You get your abilities far too fast.

I am sure you can dig up some posts where I complain about MMOs starting out too slow. I am sure those posts would be about World of Warcraft. I used to hate how long it took for your character to really get any sense of identity. With the older talent system, it took forever to unlock class-defining abilities, and you were otherwise stuck with depowered versions of skills your spec rarely used.

With the Great Pruning for Legion, WoW features a lot less abilities than it used to. While you may think I am against this, I actually love it. If EverQuest II cut skillbar bloat this much, it might actually be a playable game for once.

Classes in WoW now unlock the vast majority (95%+) of their abilities by the mid-30’s. It is great. The game is more fun at lower levels than it ever was before. You have an actual rotation to work on, rather than a couple of buttons you may be so lucky to spam. There’s just one problem with this setup: Ieveling becomes a lot less fun when new abilities aren’t around every corner.

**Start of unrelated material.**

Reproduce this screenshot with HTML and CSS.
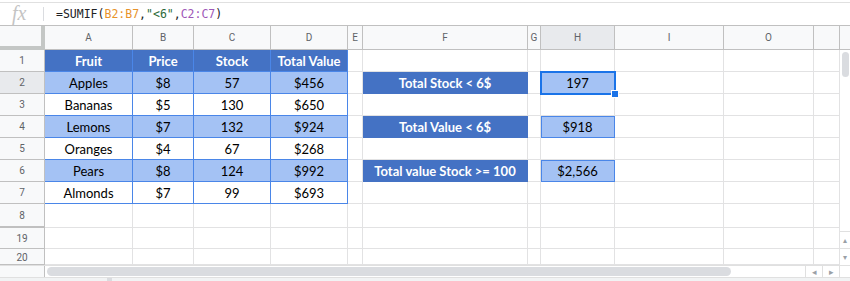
FILE: index.html
```html
<!DOCTYPE html>
<html lang="en">
<head>
    <meta charset="UTF-8">
    <title>SUMIF - Sheet</title>
    <link rel="stylesheet" href="styles.css">
</head>
<body>
    <!-- Formula bar -->
    <div class="formula-bar">
        <span class="fx">fx</span>
        <span class="formula">=SUMIF(<span class="ref-b">B2:B7</span>,<span class="str">"&lt;6"</span>,<span class="ref-c">C2:C7</span>)</span>
    </div>

    <div class="sheet">
        <div class="grid">
            <div class="row head-row">
                <div class="corner"></div>
                <div class="col-h">A</div>
                <div class="col-h">B</div>
                <div class="col-h">C</div>
                <div class="col-h">D</div>
                <div class="col-h">E</div>
                <div class="col-h">F</div>
                <div class="col-h">G</div>
                <div class="col-h active">H</div>
                <div class="col-h">I</div>
                <div class="col-h">O</div>
                <div class="col-h"></div>
            </div>
            <div class="row">
                <div class="row-h">1</div>
                <div class="cell t-head">Fruit</div>
                <div class="cell t-head">Price</div>
                <div class="cell t-head">Stock</div>
                <div class="cell t-head">Total Value</div>
                <div class="cell"></div><div class="cell"></div><div class="cell"></div><div class="cell"></div>
                <div class="cell"></div><div class="cell"></div><div class="cell"></div>
            </div>
            <div class="row">
                <div class="row-h active">2</div>
                <div class="cell t-cell alt">Apples</div>
                <div class="cell t-cell alt">$8</div>
                <div class="cell t-cell alt">57</div>
                <div class="cell t-cell alt">$456</div>
                <div class="cell"></div>
                <div class="cell label">Total Stock &lt; 6$</div>
                <div class="cell"></div>
                <div class="cell result selected">197</div>
                <div class="cell"></div><div class="cell"></div><div class="cell"></div>
            </div>
            <div class="row">
                <div class="row-h">3</div>
                <div class="cell t-cell">Bananas</div>
                <div class="cell t-cell">$5</div>
                <div class="cell t-cell">130</div>
                <div class="cell t-cell">$650</div>
                <div class="cell"></div><div class="cell"></div><div class="cell"></div><div class="cell"></div>
                <div class="cell"></div><div class="cell"></div><div class="cell"></div>
            </div>
            <div class="row">
                <div class="row-h">4</div>
                <div class="cell t-cell alt">Lemons</div>
                <div class="cell t-cell alt">$7</div>
                <div class="cell t-cell alt">132</div>
                <div class="cell t-cell alt">$924</div>
                <div class="cell"></div>
                <div class="cell label">Total Value &lt; 6$</div>
                <div class="cell"></div>
                <div class="cell result">$918</div>
                <div class="cell"></div><div class="cell"></div><div class="cell"></div>
            </div>
            <div class="row">
                <div class="row-h">5</div>
                <div class="cell t-cell">Oranges</div>
                <div class="cell t-cell">$4</div>
                <div class="cell t-cell">67</div>
                <div class="cell t-cell">$268</div>
                <div class="cell"></div><div class="cell"></div><div class="cell"></div><div class="cell"></div>
                <div class="cell"></div><div class="cell"></div><div class="cell"></div>
            </div>
            <div class="row">
                <div class="row-h">6</div>
                <div class="cell t-cell alt">Pears</div>
                <div class="cell t-cell alt">$8</div>
                <div class="cell t-cell alt">124</div>
                <div class="cell t-cell alt">$992</div>
                <div class="cell"></div>
                <div class="cell label">Total value Stock &gt;= 100</div>
                <div class="cell"></div>
                <div class="cell result">$2,566</div>
                <div class="cell"></div><div class="cell"></div><div class="cell"></div>
            </div>
            <div class="row">
                <div class="row-h">7</div>
                <div class="cell t-cell">Almonds</div>
                <div class="cell t-cell">$7</div>
                <div class="cell t-cell">99</div>
                <div class="cell t-cell">$693</div>
                <div class="cell"></div><div class="cell"></div><div class="cell"></div><div class="cell"></div>
                <div class="cell"></div><div class="cell"></div><div class="cell"></div>
            </div>
            <div class="row row-8">
                <div class="row-h">8</div>
                <div class="cell"></div><div class="cell"></div><div class="cell"></div><div class="cell"></div>
                <div class="cell"></div><div class="cell"></div><div class="cell"></div><div class="cell"></div>
                <div class="cell"></div><div class="cell"></div><div class="cell"></div>
            </div>
            <div class="row row-19">
                <div class="row-h">19</div>
                <div class="cell"></div><div class="cell"></div><div class="cell"></div><div class="cell"></div>
                <div class="cell"></div><div class="cell"></div><div class="cell"></div><div class="cell"></div>
                <div class="cell"></div><div class="cell"></div><div class="cell"></div>
            </div>
            <div class="row row-20">
                <div class="row-h">20</div>
                <div class="cell"></div><div class="cell"></div><div class="cell"></div><div class="cell"></div>
                <div class="cell"></div><div class="cell"></div><div class="cell"></div><div class="cell"></div>
                <div class="cell"></div><div class="cell"></div><div class="cell"></div>
            </div>
        </div>

        <!-- Vertical scrollbar -->
        <div class="vscroll">
            <div class="vscroll-head"></div>
            <div class="vscroll-track">
                <div class="vthumb"></div>
            </div>
            <div class="vscroll-btn">&#9652;</div>
            <div class="vscroll-btn">&#9662;</div>
        </div>
    </div>

    <!-- Horizontal scrollbar -->
    <div class="hscroll">
        <div class="hscroll-left"></div>
        <div class="hscroll-track">
            <div class="hthumb"></div>
        </div>
        <div class="hscroll-btn">&#9666;</div>
        <div class="hscroll-btn">&#9656;</div>
        <div class="hscroll-end"></div>
    </div>

    <div class="tabs-strip">
        <div class="tabs-mark"></div>
    </div>
</body>
</html>
```

FILE: styles.css
```css
body {
    margin: 0;
    width: 850px;
    height: 281px;
    overflow: hidden;
    background-color: #fff;
    font-family: Lato, "Liberation Sans", Arial, sans-serif;
}

/* Formula bar */
.formula-bar {
    display: flex;
    align-items: center;
    height: 22px;
    margin-top: 2px;
    border-top: 1px solid #e0e0e0;
    border-bottom: 1px solid #c0c0c0;
}

.fx {
    width: 44px;
    padding-left: 12px;
    box-sizing: border-box;
    border-right: 1px solid #dadce0;
    height: 14px;
    line-height: 13px;
    font-family: "Liberation Serif", serif;
    font-style: italic;
    font-size: 20px;
    color: #c4c4c4;
}

.formula {
    padding-left: 12px;
    font-family: "DejaVu Sans Mono", "Liberation Mono", monospace;
    font-size: 11.5px;
    color: #202124;
}

.ref-b { color: #e8932b; }
.str { color: #2b6a3a; }
.ref-c { color: #9e58b8; }

/* Grid */
.sheet {
    display: flex;
    height: 239px;
}

.grid {
    width: 840px;
}

.row {
    display: grid;
    grid-template-columns: 45px 88px 61px 77px 77px 15px 165px 13px 74px 109px 90px 26px;
    height: 22px;
}

.head-row { height: 24px; }
.row-8 { height: 24px; }
.row-19 { height: 21px; }
.row-20 { height: 16px; }

.corner {
    background-color: #f8f9fa;
    border-right: 4px solid #c4c7c5;
    border-bottom: 4px solid #c4c7c5;
}

.col-h,
.row-h {
    display: flex;
    align-items: center;
    justify-content: center;
    background-color: #f8f9fa;
    border-right: 1px solid #c0c0c0;
    border-bottom: 1px solid #c0c0c0;
    font-family: Roboto, "Liberation Sans", Arial, sans-serif;
    font-size: 10px;
    color: #5f6368;
}

.col-h.active,
.row-h.active {
    background-color: #e8eaed;
}

.row-8 .row-h {
    border-bottom: 2px solid #c0c0c0;
}

.row-20 .row-h {
    align-items: flex-end;
    padding-bottom: 1px;
}

.cell {
    display: flex;
    align-items: center;
    justify-content: center;
    padding-top: 1px;
    border-right: 1px solid #e2e2e3;
    border-bottom: 1px solid #e2e2e3;
    font-size: 13px;
    color: #000;
    white-space: nowrap;
}

.t-head {
    background-color: #4472c4;
    border-color: #4a86e8;
    color: #fff;
    font-weight: 700;
}

.t-cell {
    border-color: #4a86e8;
}

.alt {
    background-color: #a4c2f4;
}

.label {
    background-color: #4472c4;
    border-color: #4472c4;
    color: #fff;
    font-weight: 700;
}

.result {
    background-color: #a4c2f4;
    outline: 1px solid #4a86e8;
    outline-offset: -1px;
}

.result.selected {
    position: relative;
    z-index: 1;
    outline: 2px solid #1a73e8;
    outline-offset: -1px;
}

.result.selected::after {
    content: "";
    position: absolute;
    right: -5px;
    bottom: -5px;
    width: 6px;
    height: 6px;
    background-color: #1a73e8;
    border: 1px solid #fff;
}

/* Vertical scrollbar */
.vscroll {
    display: flex;
    flex-direction: column;
    width: 10px;
}

.vscroll-head {
    height: 23px;
    background-color: #f8f9fa;
    border-bottom: 1px solid #c0c0c0;
}

.vscroll-track {
    flex: 1;
    padding: 2px 1px 0 2px;
}

.vthumb {
    height: 25px;
    border-radius: 4px;
    background-color: #dadce0;
}

.vscroll-btn {
    display: flex;
    align-items: center;
    justify-content: center;
    height: 16px;
    border-top: 1px solid #e0e0e0;
    font-size: 8px;
    color: #9aa0a6;
}

/* Horizontal scrollbar */
.hscroll {
    display: flex;
    height: 12px;
    border-top: 1px solid #e0e0e0;
    box-sizing: border-box;
}

.hscroll-left {
    width: 45px;
    background-color: #f8f9fa;
    border-right: 1px solid #c0c0c0;
    box-sizing: border-box;
}

.hscroll-track {
    flex: 1;
    padding: 1px 74px 0 2px;
}

.hthumb {
    height: 9px;
    border-radius: 5px;
    background-color: #dadce0;
}

.hscroll-btn {
    display: flex;
    align-items: center;
    justify-content: center;
    width: 16px;
    border-left: 1px solid #e0e0e0;
    font-size: 9px;
    color: #9aa0a6;
}

.hscroll-end {
    width: 10px;
    border-left: 1px solid #e0e0e0;
}

.tabs-strip {
    height: 4px;
    background-color: #f1f3f4;
    border-top: 1px solid #e0e0e0;
}

.tabs-mark {
    width: 5px;
    height: 4px;
    margin-left: 107px;
    background-color: #dadce0;
}
```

You could say Blizzard is damned if they do and damned if they don’t. You may even want to call me a hypocrite. Whatever it may be, this problem has a classic solution. Blizzard needs to reintroduce ranks for every ability and passive. While every class would still unlock all of their buttons early on, over the course of the 70+ levels still left to go, ranks would add an extra drip of dopamine in the form of upping the effectiveness of abilities/passives already acquired.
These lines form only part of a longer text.